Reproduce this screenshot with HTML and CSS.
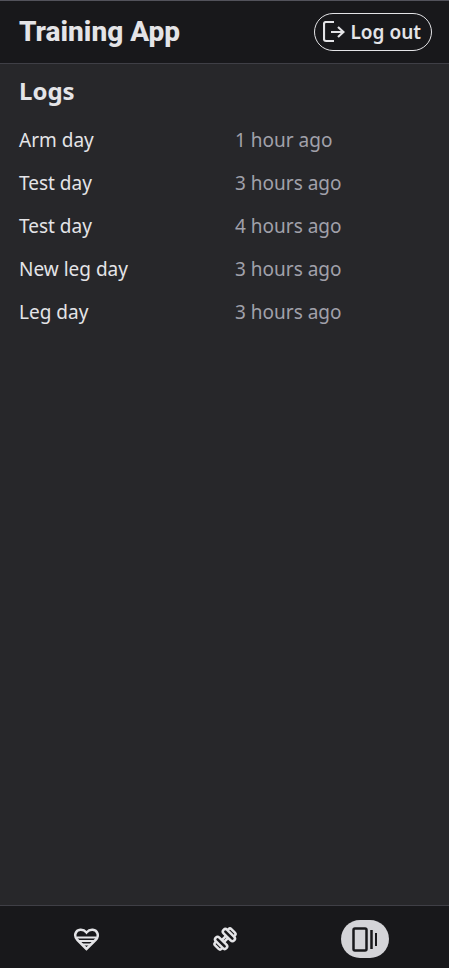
FILE: index.html
```html
<!DOCTYPE html>
<html lang="en">
<head>
<meta charset="utf-8">
<meta name="viewport" content="width=device-width, initial-scale=1">
<title>Training App</title>
<link rel="stylesheet" href="styles.css">
</head>
<body>
<header class="topbar">
  <h1 class="brand">Training App</h1>
  <button class="logout" type="button">
    <svg class="logout-icon" viewBox="0 0 22 22" aria-hidden="true"><path d="M11 1H3Q1 1 1 3V18Q1 20 3 20H11M8 11H20M15 6L20.500 11L15 16"/></svg>
    Log out
  </button>
</header>
<main class="content">
  <h2 class="heading">Logs</h2>
  <ul class="logs">
    <li class="log"><span>Arm day</span><span class="when">1 hour ago</span></li>
    <li class="log"><span>Test day</span><span class="when">3 hours ago</span></li>
    <li class="log"><span>Test day</span><span class="when">4 hours ago</span></li>
    <li class="log"><span>New leg day</span><span class="when">3 hours ago</span></li>
    <li class="log"><span>Leg day</span><span class="when">3 hours ago</span></li>
  </ul>
</main>
<nav class="tabs" aria-label="Main">
  <a class="tab" href="#health" aria-label="Health">
    <svg class="tab-icon" viewBox="0 0 26 26" aria-hidden="true"><path d="M13.500 23L4.500 14C2 11.500 2 9 2.500 7.500C4 3 10 2.500 13.500 6.500C17 2.500 23 3 24.500 7.500C25 9 25 11.500 22.500 14Z"/><path class="thin" d="M4 11.500H23M5 15H22M9 18.500H18"/></svg>
  </a>
  <a class="tab" href="#workouts" aria-label="Workouts">
    <svg class="tab-icon" viewBox="0 0 26 26" aria-hidden="true"><g transform="rotate(-45 13 13)"><rect x="5" y="5.500" width="5" height="15" rx="2.500"/><rect x="16" y="5.500" width="5" height="15" rx="2.500"/><path d="M10 11.500H16M10 14.500H16M5 8.500H3.500Q1.500 8.500 1.500 10.500V15.500Q1.500 17.500 3.500 17.500H5M21 8.500H22.500Q24.500 8.500 24.500 10.500V15.500Q24.500 17.500 22.500 17.500H21"/></g></svg>
  </a>
  <a class="tab tab-active" href="#logs" aria-label="Logs" aria-current="page">
    <svg class="tab-icon" viewBox="0 0 26 26" aria-hidden="true"><rect x="1.500" y="2.500" width="13" height="22" rx="1.500"/><path d="M19.500 4V23"/><path class="thin" d="M24 7V20"/></svg>
  </a>
</nav>
</body>
</html>
```
FILE: styles.css
```css
* {
  box-sizing: border-box;
}

body {
  margin: 0;
  min-height: 100vh;
  display: flex;
  flex-direction: column;
  background: #27272a;
  color: #e4e4e7;
  font: 19px/28px "Noto Sans", sans-serif;
}

.topbar {
  display: flex;
  align-items: center;
  justify-content: space-between;
  height: 64px;
  padding: 0 17px 0 19px;
  background: #18181b;
  border-top: 1px solid #52525b;
  border-bottom: 1px solid #3f3f46;
}

.brand {
  margin: 0;
  font: 800 28px/40px Roboto, sans-serif;
}

.logout {
  display: flex;
  align-items: center;
  gap: 6px;
  height: 38px;
  padding: 0 10px 0 8px;
  border: 1px solid #e4e4e7;
  border-radius: 19px;
  background: none;
  color: inherit;
  font: 600 19px/28px "Noto Sans", sans-serif;
}

.logout-icon,
.tab-icon {
  fill: none;
  stroke: currentColor;
  stroke-width: 2.5;
}

.logout-icon {
  width: 22px;
  height: 22px;
  stroke-width: 2.2;
}

.thin {
  stroke-width: 2;
}

.content {
  flex: 1;
  padding: 9px 19px;
}

.heading {
  margin: 0 0 13px;
  font-size: 24px;
  line-height: 36px;
}

.logs {
  display: grid;
  gap: 15px;
  margin: 0;
  padding: 4px 0;
  list-style: none;
}

.log {
  display: grid;
  grid-template-columns: 1fr 1fr;
  column-gap: 21px;
}

.when {
  color: #a1a1aa;
}

.tabs {
  display: flex;
  align-items: center;
  justify-content: space-around;
  height: 63px;
  padding: 4px 14px 0 16px;
  background: #18181b;
  border-top: 1px solid #3f3f46;
}

.tab {
  display: grid;
  place-items: center;
  width: 48px;
  height: 38px;
  border-radius: 19px;
  color: #e4e4e7;
}

.tab-active {
  background: #d4d4d8;
  color: #18181b;
}

.tab-icon {
  width: 26px;
  height: 26px;
}
```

====

THE EXERCISE: Pictures in the data above should not be copied; transcribe everything else exactly.

ANSWER TO THE TASK:
Reproduce this screenshot with HTML and CSS.
FILE: index.html
```html
<!DOCTYPE html>
<html lang="en">
<head>
<meta charset="utf-8">
<meta name="viewport" content="width=device-width, initial-scale=1">
<title>Training App</title>
<link rel="stylesheet" href="styles.css">
</head>
<body>
<header class="topbar">
  <h1 class="brand">Training App</h1>
  <button class="logout" type="button">
    <svg class="logout-icon" viewBox="0 0 22 22" aria-hidden="true"><path d="M11 1H3Q1 1 1 3V18Q1 20 3 20H11M8 11H20M15 6L20.500 11L15 16"/></svg>
    Log out
  </button>
</header>
<main class="content">
  <h2 class="heading">Logs</h2>
  <ul class="logs">
    <li class="log"><span>Arm day</span><span class="when">1 hour ago</span></li>
    <li class="log"><span>Test day</span><span class="when">3 hours ago</span></li>
    <li class="log"><span>Test day</span><span class="when">4 hours ago</span></li>
    <li class="log"><span>New leg day</span><span class="when">3 hours ago</span></li>
    <li class="log"><span>Leg day</span><span class="when">3 hours ago</span></li>
  </ul>
</main>
<nav class="tabs" aria-label="Main">
  <a class="tab" href="#health" aria-label="Health">
    <svg class="tab-icon" viewBox="0 0 26 26" aria-hidden="true"><path d="M13.500 23L4.500 14C2 11.500 2 9 2.500 7.500C4 3 10 2.500 13.500 6.500C17 2.500 23 3 24.500 7.500C25 9 25 11.500 22.500 14Z"/><path class="thin" d="M4 11.500H23M5 15H22M9 18.500H18"/></svg>
  </a>
  <a class="tab" href="#workouts" aria-label="Workouts">
    <svg class="tab-icon" viewBox="0 0 26 26" aria-hidden="true"><g transform="rotate(-45 13 13)"><rect x="5" y="5.500" width="5" height="15" rx="2.500"/><rect x="16" y="5.500" width="5" height="15" rx="2.500"/><path d="M10 11.500H16M10 14.500H16M5 8.500H3.500Q1.500 8.500 1.500 10.500V15.500Q1.500 17.500 3.500 17.500H5M21 8.500H22.500Q24.500 8.500 24.500 10.500V15.500Q24.500 17.500 22.500 17.500H21"/></g></svg>
  </a>
  <a class="tab tab-active" href="#logs" aria-label="Logs" aria-current="page">
    <svg class="tab-icon" viewBox="0 0 26 26" aria-hidden="true"><rect x="1.500" y="2.500" width="13" height="22" rx="1.500"/><path d="M19.500 4V23"/><path class="thin" d="M24 7V20"/></svg>
  </a>
</nav>
</body>
</html>
```
FILE: styles.css
```css
* {
  box-sizing: border-box;
}

body {
  margin: 0;
  min-height: 100vh;
  display: flex;
  flex-direction: column;
  background: #27272a;
  color: #e4e4e7;
  font: 19px/28px "Noto Sans", sans-serif;
}

.topbar {
  display: flex;
  align-items: center;
  justify-content: space-between;
  height: 64px;
  padding: 0 17px 0 19px;
  background: #18181b;
  border-top: 1px solid #52525b;
  border-bottom: 1px solid #3f3f46;
}

.brand {
  margin: 0;
  font: 800 28px/40px Roboto, sans-serif;
}

.logout {
  display: flex;
  align-items: center;
  gap: 6px;
  height: 38px;
  padding: 0 10px 0 8px;
  border: 1px solid #e4e4e7;
  border-radius: 19px;
  background: none;
  color: inherit;
  font: 600 19px/28px "Noto Sans", sans-serif;
}

.logout-icon,
.tab-icon {
  fill: none;
  stroke: currentColor;
  stroke-width: 2.5;
}

.logout-icon {
  width: 22px;
  height: 22px;
  stroke-width: 2.2;
}

.thin {
  stroke-width: 2;
}

.content {
  flex: 1;
  padding: 9px 19px;
}

.heading {
  margin: 0 0 13px;
  font-size: 24px;
  line-height: 36px;
}

.logs {
  display: grid;
  gap: 15px;
  margin: 0;
  padding: 4px 0;
  list-style: none;
}

.log {
  display: grid;
  grid-template-columns: 1fr 1fr;
  column-gap: 21px;
}

.when {
  color: #a1a1aa;
}

.tabs {
  display: flex;
  align-items: center;
  justify-content: space-around;
  height: 63px;
  padding: 4px 14px 0 16px;
  background: #18181b;
  border-top: 1px solid #3f3f46;
}

.tab {
  display: grid;
  place-items: center;
  width: 48px;
  height: 38px;
  border-radius: 19px;
  color: #e4e4e7;
}

.tab-active {
  background: #d4d4d8;
  color: #18181b;
}

.tab-icon {
  width: 26px;
  height: 26px;
}
```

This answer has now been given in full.